When it comes to workers compensation benefits, some states are much more generous than others. National employers with multistate operations should always first look to individual state statutes to determine which state will have jurisdiction in their workers compensation matters. This is important initially because different states provide a widely diverse amount of benefits in workers compensation matters.

For example, Pennsylvania is the fourth most generous state with regard to workers compensation benefits. Pennsylvania bases payments on work loss and earning capacity. If a claimant has no earning capacity, that claimant can collect total disability benefits for a lifetime. New Jersey's system, on the other hand, pays the claimant for temporary total disability and then pays a lump-sum benefit for partial total disability based on a schedule of whole body loss (5 percent of the body equals a set sum).

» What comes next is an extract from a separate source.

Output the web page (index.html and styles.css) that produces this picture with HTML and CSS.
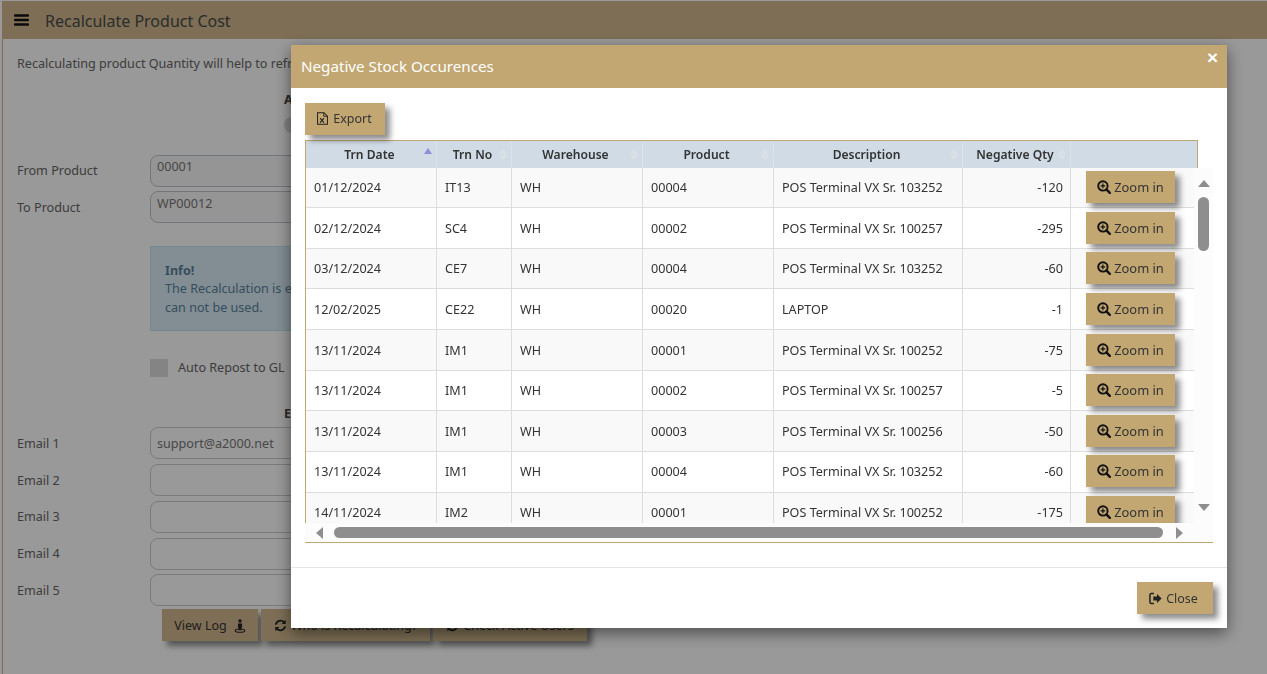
FILE: index.html
```html
<!DOCTYPE html>
<html lang="en">
<head>
<meta charset="utf-8">
<title>Recalculate Product Cost</title>
<link rel="stylesheet" href="styles.css">
</head>
<body>
<svg class="defs" width="0" height="0" aria-hidden="true">
  <symbol id="i-zoom" viewBox="0 0 14 14"><circle cx="5.9" cy="5.9" r="4.7" fill="none" stroke="currentColor" stroke-width="1.9"/><path d="M9.4 9.4l3.4 3.4" stroke="currentColor" stroke-width="2.4" stroke-linecap="round"/><path d="M3.6 5.9h4.6M5.9 3.6v4.6" stroke="currentColor" stroke-width="1.2"/></symbol>
</svg>
<div class="page">
  <header class="bar">
    <svg class="burger" viewBox="0 0 15 12"><path d="M1 1.4h13M1 6h13M1 10.6h13" stroke="currentColor" stroke-width="2.5" stroke-linecap="round"/></svg>
    <h1 class="bar-title">Recalculate Product Cost</h1>
  </header>
  <main class="content">
    <p class="intro">Recalculating product Quantity will help to refresh the stock balances of the selected product range.</p>
    <h2 class="section-head">Actual Cost</h2>
    <div class="pill"></div>
    <div class="field"><label class="field-label">From Product</label><input class="input input-top" value="00001"></div>
    <div class="field"><label class="field-label">To Product</label><input class="input input-top" value="WP00012"></div>
    <div class="alert"><strong>Info!</strong><br>The Recalculation is executed in the background, during which the system<br>can not be used.</div>
    <div class="check-row"><span class="check"></span><span>Auto Repost to GL</span></div>
    <h2 class="section-head email-head">Email Notification</h2>
    <div class="field"><label class="field-label">Email 1</label><input class="input" value="support@a2000.net"></div>
    <div class="field"><label class="field-label">Email 2</label><input class="input"></div>
    <div class="field"><label class="field-label">Email 3</label><input class="input"></div>
    <div class="field"><label class="field-label">Email 4</label><input class="input"></div>
    <div class="field"><label class="field-label">Email 5</label><input class="input"></div>
    <div class="actions">
      <button class="btn btn-log">View Log
        <svg class="ic-log" viewBox="0 0 14 16"><circle cx="7" cy="2.2" r="2" fill="currentColor"/><path d="M4.6 5h4.8v5H8.5v3h-3v-3H4.6z" fill="currentColor"/><ellipse cx="7" cy="13.4" rx="5.6" ry="1.9" fill="none" stroke="currentColor" stroke-width="1.2"/></svg>
      </button>
      <button class="btn btn-who"><svg class="ic" viewBox="0 0 14 14"><path d="M2 6a5.2 5.2 0 0 1 9-2.4M12 8a5.2 5.2 0 0 1-9 2.4" fill="none" stroke="currentColor" stroke-width="2"/><path d="M12.6.9v4.4H8.2zM1.4 13.1V8.7h4.4z" fill="currentColor"/></svg> Who is Recalculating?</button>
      <button class="btn btn-active"><svg class="ic" viewBox="0 0 14 14"><path d="M2 6a5.2 5.2 0 0 1 9-2.4M12 8a5.2 5.2 0 0 1-9 2.4" fill="none" stroke="currentColor" stroke-width="2"/><path d="M12.6.9v4.4H8.2zM1.4 13.1V8.7h4.4z" fill="currentColor"/></svg> Check Active Users</button>
    </div>
  </main>
</div>

<div class="overlay">
  <section class="modal">
    <header class="modal-head">
      <h3 class="modal-title">Negative Stock Occurences</h3>
      <span class="modal-x">×</span>
    </header>
    <div class="modal-body">
      <button class="btn btn-export"><svg class="ic ic-doc" viewBox="0 0 12 14"><path d="M.6.6h7l3.8 3.8v9H.6z" fill="none" stroke="currentColor" stroke-width="1.1"/><path d="M7.4.8v3.8h3.8" fill="none" stroke="currentColor" stroke-width="1"/><path d="M3.4 6.6l4.2 5M7.6 6.6l-4.2 5" stroke="currentColor" stroke-width="1.2"/></svg> Export</button>
      <div class="grid">
        <table class="head-table">
          <colgroup><col class="c1"><col class="c2"><col class="c3"><col class="c4"><col class="c5"><col class="c6"><col></colgroup>
          <thead>
            <tr>
              <th class="sort-asc">Trn Date</th><th class="sort">Trn No</th><th class="sort">Warehouse</th><th class="sort">Product</th><th class="sort">Description</th><th class="sort">Negative Qty</th><th></th>
            </tr>
          </thead>
        </table>
        <div class="grid-mid">
          <div class="grid-clip">
            <table class="body-table">
              <colgroup><col class="c1"><col class="c2"><col class="c3"><col class="c4"><col class="c5"><col class="c6"><col></colgroup>
              <tbody>
                <tr><td>01/12/2024</td><td>IT13</td><td>WH</td><td>00004</td><td>POS Terminal VX Sr. 103252</td><td class="num">-120</td><td class="act"><button class="btn btn-zoom"><svg class="ic-zoom"><use href="#i-zoom"/></svg> Zoom in</button></td></tr>
                <tr><td>02/12/2024</td><td>SC4</td><td>WH</td><td>00002</td><td>POS Terminal VX Sr. 100257</td><td class="num">-295</td><td class="act"><button class="btn btn-zoom"><svg class="ic-zoom"><use href="#i-zoom"/></svg> Zoom in</button></td></tr>
                <tr><td>03/12/2024</td><td>CE7</td><td>WH</td><td>00004</td><td>POS Terminal VX Sr. 103252</td><td class="num">-60</td><td class="act"><button class="btn btn-zoom"><svg class="ic-zoom"><use href="#i-zoom"/></svg> Zoom in</button></td></tr>
                <tr><td>12/02/2025</td><td>CE22</td><td>WH</td><td>00020</td><td>LAPTOP</td><td class="num">-1</td><td class="act"><button class="btn btn-zoom"><svg class="ic-zoom"><use href="#i-zoom"/></svg> Zoom in</button></td></tr>
                <tr><td>13/11/2024</td><td>IM1</td><td>WH</td><td>00001</td><td>POS Terminal VX Sr. 100252</td><td class="num">-75</td><td class="act"><button class="btn btn-zoom"><svg class="ic-zoom"><use href="#i-zoom"/></svg> Zoom in</button></td></tr>
                <tr><td>13/11/2024</td><td>IM1</td><td>WH</td><td>00002</td><td>POS Terminal VX Sr. 100257</td><td class="num">-5</td><td class="act"><button class="btn btn-zoom"><svg class="ic-zoom"><use href="#i-zoom"/></svg> Zoom in</button></td></tr>
                <tr><td>13/11/2024</td><td>IM1</td><td>WH</td><td>00003</td><td>POS Terminal VX Sr. 100256</td><td class="num">-50</td><td class="act"><button class="btn btn-zoom"><svg class="ic-zoom"><use href="#i-zoom"/></svg> Zoom in</button></td></tr>
                <tr><td>13/11/2024</td><td>IM1</td><td>WH</td><td>00004</td><td>POS Terminal VX Sr. 103252</td><td class="num">-60</td><td class="act"><button class="btn btn-zoom"><svg class="ic-zoom"><use href="#i-zoom"/></svg> Zoom in</button></td></tr>
                <tr><td>14/11/2024</td><td>IM2</td><td>WH</td><td>00001</td><td>POS Terminal VX Sr. 100252</td><td class="num">-175</td><td class="act"><button class="btn btn-zoom"><svg class="ic-zoom"><use href="#i-zoom"/></svg> Zoom in</button></td></tr>
              </tbody>
            </table>
          </div>
          <div class="vbar">
            <span class="arrow-up"></span>
            <span class="vthumb"></span>
            <span class="vfill"></span>
            <span class="arrow-down"></span>
          </div>
        </div>
        <div class="hbar">
          <span class="arrow-left"></span>
          <span class="hthumb"></span>
          <span class="arrow-right"></span>
        </div>
      </div>
    </div>
    <footer class="modal-foot">
      <button class="btn btn-close"><svg class="ic ic-out" viewBox="0 0 14 13"><path d="M5.4 1.2H2.6A1.6 1.6 0 0 0 1 2.8v7.4a1.6 1.6 0 0 0 1.6 1.6h2.8" fill="none" stroke="currentColor" stroke-width="1.6"/><path d="M4.6 4.4h4V1.6l5 4.9-5 4.9V8.6h-4z" fill="currentColor"/></svg> Close</button>
    </footer>
  </section>
</div>
</body>
</html>
```

FILE: styles.css
```css
* { box-sizing: border-box; }
html, body { margin: 0; height: 674px; overflow: hidden; }
body {
  background: #fff;
  color: #666;
  font-family: "Noto Sans", "Open Sans", sans-serif;
  font-size: 12.6px;
  line-height: 18px;
}
.defs { display: block; height: 0; }

.page { padding: 1px 0 0 2px; height: 674px; overflow: hidden; }
.bar {
  display: flex;
  align-items: center;
  height: 38px;
  background: #d0b88e;
  padding-left: 12px;
}
.burger { width: 15px; height: 12px; color: #111; }
.bar-title { margin: 2px 0 0 16px; font-size: 16px; font-weight: 400; color: #4a4a4a; }
.content { border-left: 1px solid #d0b88e; padding: 16px 0 0 14px; width: 900px; height: 640px; }
.intro { margin: 0; white-space: nowrap; }
.section-head { margin: 18px 0 0 267px; font-size: 12.6px; font-weight: 700; white-space: nowrap; color: #444; }
.pill { width: 60px; height: 16px; margin: 8px 0 21.5px 267px; border-radius: 8px; background: #d8d8d8; }
.field { display: flex; align-items: center; height: 32px; margin-bottom: 4.7px; }
.field-label { width: 133px; padding-top: 1px; }
.input {
  width: 620px;
  height: 32px;
  border: 1px solid #ccc;
  border-radius: 8px;
  padding: 0 6px;
  background: #fff;
  color: #777;
  font: inherit;
}
.input-top { background: #f8f8f8; border-color: #bfc4cc; padding-bottom: 8px; }
.alert {
  width: 620px;
  height: 85px;
  margin: 22.5px 0 0 133px;
  padding: 15.3px 14px 0;
  background: #d9edf7;
  border: 1px solid #bce8f1;
  color: #5a8299;
  line-height: 18.5px;
}
.check-row { display: flex; align-items: center; gap: 10px; margin: 28px 0 0 133px; height: 18px; }
.check { width: 18px; height: 18px; background: #ddd; }
.email-head { margin-top: 28px; }
.email-head + .field { margin-top: 4.8px; }
.actions { display: flex; gap: 3px; margin: -1.8px 0 0 145px; }

.btn {
  display: inline-flex;
  align-items: center;
  justify-content: center;
  gap: 4px;
  height: 32px;
  padding: 0;
  border: 0;
  background: #c2a772;
  color: #333;
  font: inherit;
  font-size: 12.5px;
  white-space: nowrap;
  box-shadow: 5px 5px 6px rgba(0, 0, 0, .45);
}
.actions .btn { background: #d0b88e; padding-top: 1px; }
.btn-log { width: 96px; gap: 7px; }
.btn-who { width: 169px; }
.btn-active { width: 154px; }
.ic { width: 13px; height: 13px; color: #222; flex: none; }
.ic-log { width: 12px; height: 14px; color: #222; }

.overlay {
  position: fixed;
  inset: 0;
  background: rgba(0, 0, 0, .4);
  padding: 45px 0 0 291px;
}
.modal {
  width: 936px;
  background: #fff;
  box-shadow: 0 5px 15px rgba(0, 0, 0, .5);
}
.modal-head {
  display: flex;
  justify-content: space-between;
  height: 43px;
  padding: 0 9px 0 10px;
  background: #c2a772;
  color: #fff;
}
.modal-title { margin: 0; font-size: 15.2px; font-weight: 400; line-height: 43px; }
.modal-x { font-family: "Liberation Sans", sans-serif; font-size: 19px; font-weight: 700; line-height: 26px; }
.modal-body { height: 479px; padding: 15px 14px 0; }
.btn-export { width: 80px; padding: 0 1px 1px 0; gap: 5px; }
.btn-export .ic { width: 11px; height: 13px; }
.grid { width: 908px; margin-top: 5px; border-bottom: 1px solid #c2a772; }
.head-table, .body-table { border-collapse: separate; border-spacing: 0; table-layout: fixed; }
.head-table {
  width: 893px;
  height: 28px;
  background: #d0dbe5;
  border: 1px solid #c2a772;
  border-bottom: 0;
  color: #333;
  font-size: 12.1px;
}
.c1 { width: 131px; }
.c2 { width: 75px; }
.c3, .c4 { width: 131px; }
.c5 { width: 189px; }
.c6 { width: 108px; }
.head-table th {
  position: relative;
  padding: 0 11px 0 8px;
  font-weight: 600;
  text-align: center;
  border-right: 1px solid #dbe3ea;
  white-space: nowrap;
}
.head-table th:last-child { border-right: 0; }
.sort::before, .sort::after, .sort-asc::before {
  content: "";
  position: absolute;
  right: 4px;
  border-left: 4.5px solid transparent;
  border-right: 4.5px solid transparent;
}
.sort::before { top: 7px; border-bottom: 6px solid #d9e0e6; }
.sort::after { top: 14px; border-top: 6px solid #d9e0e6; }
.sort-asc::before { top: 7px; border-bottom: 6px solid #8c8fd8; }

.grid-mid { display: flex; height: 355px; }
.grid-clip { width: 889px; overflow: hidden; border-left: 1px solid #c2a772; flex: none; }
.body-table { width: 892px; margin-top: -0.4px; }
.body-table td {
  height: 40.625px;
  padding: 1.4px 8px 0;
  border-right: 1px solid #ddd;
  border-bottom: 1px solid #ddd;
  white-space: nowrap;
  color: #333;
  overflow: hidden;
}
.body-table tr:nth-child(odd) td { background: #f9f9f9; }
.body-table td.num { text-align: right; padding-right: 7px; }
.body-table td.act { padding: 0 0 0 15px; border-right: 0; vertical-align: top; overflow: visible; }
.btn-zoom { width: 89px; margin-top: 3.4px; gap: 3px; font-size: 12.9px; }
.ic-zoom { width: 14px; height: 14px; color: #111; flex: none; }

.vbar {
  flex: none;
  width: 19px;
  display: flex;
  flex-direction: column;
  align-items: center;
  background: #fcfcfc;
  padding: 12px 0 12px;
}
.arrow-up, .arrow-down {
  width: 0; height: 0; flex: none;
  border-left: 6.5px solid transparent;
  border-right: 6.5px solid transparent;
}
.arrow-up { border-bottom: 7px solid #8e8e8e; }
.arrow-down { border-top: 7px solid #8e8e8e; }
.vthumb { width: 11px; height: 54px; margin-top: 10px; border-radius: 6px; background: #8e8e8e; flex: none; }
.vfill { flex: 1; }
.hbar {
  display: flex;
  align-items: center;
  height: 19px;
  padding: 0 30px 0 11px;
  background: #fcfcfc;
}
.arrow-left, .arrow-right {
  width: 0; height: 0; flex: none;
  border-top: 6.5px solid transparent;
  border-bottom: 6.5px solid transparent;
}
.arrow-left { border-right: 7px solid #8e8e8e; }
.arrow-right { border-left: 7px solid #8e8e8e; }
.hthumb { width: 829px; height: 11px; margin: 0 13px 0 11px; border-radius: 6px; background: #8e8e8e; flex: none; }

.modal-foot {
  display: flex;
  justify-content: flex-end;
  height: 61px;
  padding: 14px 14px 15px;
  border-top: 1px solid #e5e5e5;
}
.btn-close { width: 76px; padding: 1px 3px 0 0; }
```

Jurisdiction also determines which state law applies concerning whether or not workers compensation is the exclusive remedy and whether or not the employer retains immunity from civil suit. The employer's subrogation interests are also determined by which state law applies in each case.

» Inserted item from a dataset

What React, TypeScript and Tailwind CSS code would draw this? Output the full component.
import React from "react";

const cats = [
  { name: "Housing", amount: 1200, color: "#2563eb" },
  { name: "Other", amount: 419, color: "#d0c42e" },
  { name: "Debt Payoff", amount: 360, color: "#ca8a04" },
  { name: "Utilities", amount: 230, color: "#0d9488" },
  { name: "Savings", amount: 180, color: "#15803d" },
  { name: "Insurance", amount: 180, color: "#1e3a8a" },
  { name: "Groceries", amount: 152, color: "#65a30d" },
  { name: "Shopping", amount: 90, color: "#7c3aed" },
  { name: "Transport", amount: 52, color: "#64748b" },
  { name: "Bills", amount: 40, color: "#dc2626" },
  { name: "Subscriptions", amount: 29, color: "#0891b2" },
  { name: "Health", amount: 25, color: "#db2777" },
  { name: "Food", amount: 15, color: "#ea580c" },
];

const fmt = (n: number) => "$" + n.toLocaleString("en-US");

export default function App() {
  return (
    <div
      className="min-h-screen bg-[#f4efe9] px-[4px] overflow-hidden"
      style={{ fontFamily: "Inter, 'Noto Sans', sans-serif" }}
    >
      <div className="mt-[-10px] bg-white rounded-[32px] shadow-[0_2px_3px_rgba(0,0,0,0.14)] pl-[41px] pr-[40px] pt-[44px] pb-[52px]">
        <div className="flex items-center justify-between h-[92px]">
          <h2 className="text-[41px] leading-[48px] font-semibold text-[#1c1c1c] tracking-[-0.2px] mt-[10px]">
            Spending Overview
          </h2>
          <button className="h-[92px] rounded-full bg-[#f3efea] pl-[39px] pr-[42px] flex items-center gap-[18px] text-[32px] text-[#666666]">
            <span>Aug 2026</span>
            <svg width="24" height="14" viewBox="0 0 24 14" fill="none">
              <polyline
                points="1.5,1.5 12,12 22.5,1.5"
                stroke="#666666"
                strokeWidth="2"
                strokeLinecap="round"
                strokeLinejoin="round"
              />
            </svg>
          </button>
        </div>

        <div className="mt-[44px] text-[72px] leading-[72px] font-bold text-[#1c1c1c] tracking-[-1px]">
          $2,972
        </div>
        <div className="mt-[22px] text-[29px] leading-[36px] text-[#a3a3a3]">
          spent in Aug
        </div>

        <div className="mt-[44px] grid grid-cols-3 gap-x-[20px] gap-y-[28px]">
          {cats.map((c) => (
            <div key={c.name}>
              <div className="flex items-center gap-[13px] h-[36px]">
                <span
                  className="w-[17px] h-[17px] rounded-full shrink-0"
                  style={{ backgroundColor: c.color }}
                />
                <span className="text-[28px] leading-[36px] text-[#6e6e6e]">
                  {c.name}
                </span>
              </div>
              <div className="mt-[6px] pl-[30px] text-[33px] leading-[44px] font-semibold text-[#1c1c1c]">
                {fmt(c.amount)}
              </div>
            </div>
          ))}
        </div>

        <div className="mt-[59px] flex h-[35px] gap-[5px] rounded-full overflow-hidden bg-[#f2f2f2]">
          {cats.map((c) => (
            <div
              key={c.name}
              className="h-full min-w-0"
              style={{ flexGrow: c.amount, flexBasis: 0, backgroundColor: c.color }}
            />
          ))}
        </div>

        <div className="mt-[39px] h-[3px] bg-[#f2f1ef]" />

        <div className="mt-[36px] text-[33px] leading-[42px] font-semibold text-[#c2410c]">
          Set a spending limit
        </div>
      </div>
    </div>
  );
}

How Is Jurisdiction Determined?

Under our constitutional system, each state is still considered sovereign. Therefore, each state controls the law within its boundaries. However, most states also try to apply their laws outside their borders if they have the most contact with the facts of the case. In workers compensation matters, states will exercise their jurisdiction in the following three general ways.

  1. All states will apply their jurisdiction if the injury happens within their borders. For instance, if a New York employee is traveling to Michigan and suffers an injury in Michigan, Michigan will still apply its workers compensation laws to that injury.
  2. Forty-three states will apply jurisdiction if the contract of employment was made within the state. For example, Harry, a traveling salesman, signed his contract of employment in North Dakota. His sales route necessitates travel to Atlanta, Georgia, where he suffers an injury. North Dakota will still apply its workers compensation laws to that injury.
  3. Forty states will apply jurisdiction if the employment is principally located in that state and the employee is injured in another state. For example, consider the case of Marie, a construction worker, who works principally in Louisiana. Her company gets a construction contract in Texas, and she goes to Texas for a day to work on that project. During that day she is injured. Louisiana would still apply its jurisdiction.

The only exception to these examples of state jurisdiction is that 15 states will not apply their law to out-of-state employers with insurance under another state law. However, these states are in the minority.

Concurrent Jurisdiction Problems

From the examples above, it is obvious that there are some conflicts in these jurisdictions. For instance, if someone is injured in Pennsylvania but whose contract of employment was signed in New York, which state's law would apply? The answer is that both states' laws can apply.

The claimant can actually elect which state's benefits are best and proceed in that state. Further, a claimant can usually proceed in the second state after being paid benefits in the first state or file two claims, one in each state. While this sounds complicated, most states will agree to offset benefits. Thus, in our example, the claimant will not be paid full benefits in both Pennsylvania and New York.

Jurisdiction can be confusing, and usually advice of legal counsel is necessary to determine whether jurisdiction will lie in a particular state. However, employers must be attentive and try to retain jurisdiction in the state most favorable to the employer, if possible. In addition, the employer must be aware of the offset provisions and benefit requirements in order to make the proper legal defenses in jurisdictional disputes.

Cost-Saving Tips for Risk Management

The following are some general risk management tips that can result in time and cost savings.

  • As quickly as possible, determine the facts and location of the work injury.
  • Check the state law from the location of the injury to determine whether or not that law will encompass all injuries within that state.
  • Check any employment contracts.
  • Determine where the employee spent the most amount of his/her time (if this was a single trip to another state, jurisdiction will lie in the state where the claimant was employed for the majority of the time).
  • Retain legal counsel to evaluate the different facts affecting jurisdiction and raise the correct legal defenses.

If these timely steps are followed, jurisdictional disputes should be resolved with a minimum of time, effort, and headaches!